After our visit to the plantations, we drove up to Baton Rouge where we saw their Old Capitol building (it looked like an old church or castle from the outside), and then we found a hotel room for the night.  I took the kids swimming since we were all overheated, what with not being used to these kinds of temperatures this time of year!

I’m saving the second part of our journey for a separate post since this is pretty lengthy already!  Oh my goodness, I can’t tell you how much I loved this trip.  It was thoroughly exhausting, and it took me awhile to really be able to wrap my head around all that we saw and did.  In some ways, it would have been nice to have had a few more days, but at the same time, we just couldn’t have handled it.  I was completely amazed at the variety of landscapes and the beauty that each place held.  And it was hard picking the right number of pictures from our trip… I could have easily shared them all!  I hope you’ll come back later this week to hear about the rest of our trip 🙂

Love~Danielle

3 Comments

  • midlifeblogger

    I’m enjoying reading about your trip. We were in New Orleans a few weeks ago, and we just decided to go back down that way for our daughter’s spring break.
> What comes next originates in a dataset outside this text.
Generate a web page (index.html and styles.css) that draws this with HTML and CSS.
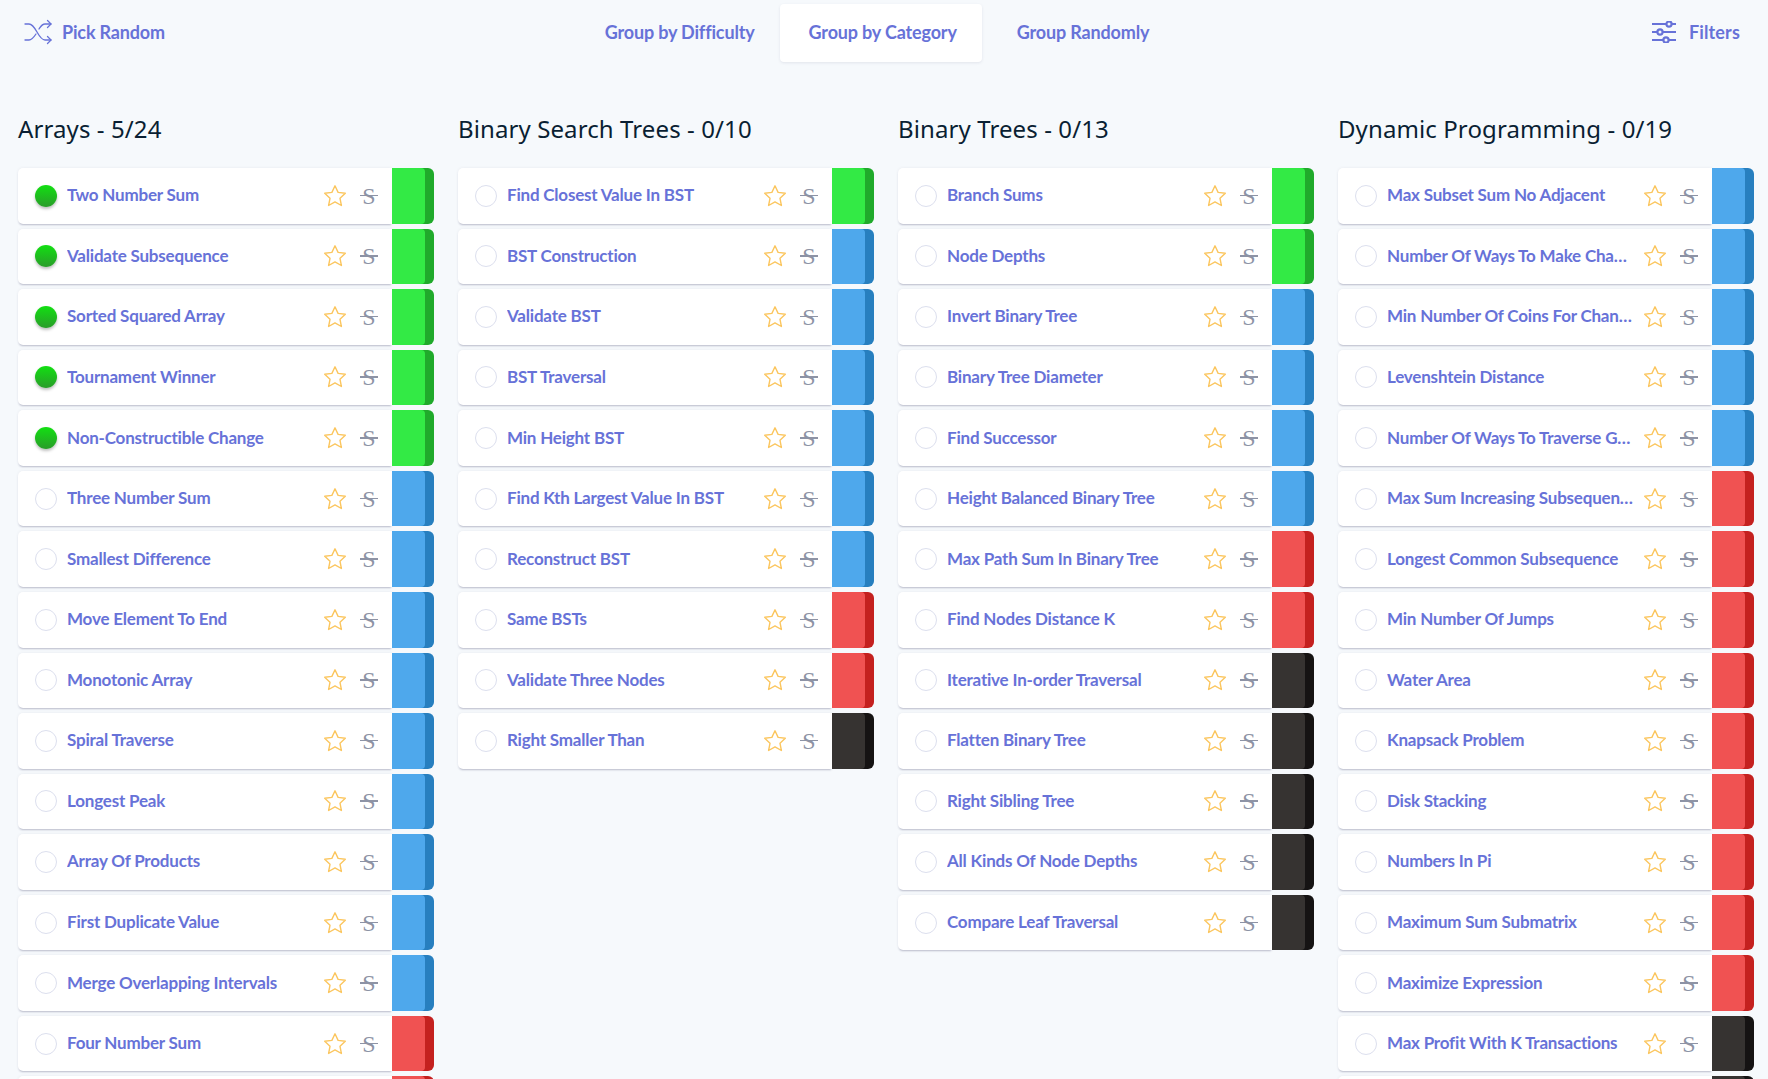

We may end up doing some of the things you did! If your husband enjoys the space industry, you might like to visit Space Center Houston sometime. It’s really interesting, and very educational for your kids. I chuckled at this statement, “My preparations did make things easier, but I have to say that after we got about halfway through our trip, the system started to deteriorate.” You did a lot of good planning! Way to go, Mom!

    • Spring Lake Homestead

      Even though I didn’t personally enjoy the city of New Orleans very much, there were some neat highlights, and the area surrounding it was absolutely amazing! We had to drive about an hour a way at times to see some of the stuff, but it was well worth it.
      We’d love to visit the Space Center in Huston! It is definitely quite an historic place!
      Thanks… I’m so glad we had done a big road trip once before, because I learned a lot about how to plan for it, and it really did make the trip more enjoyable for everyone!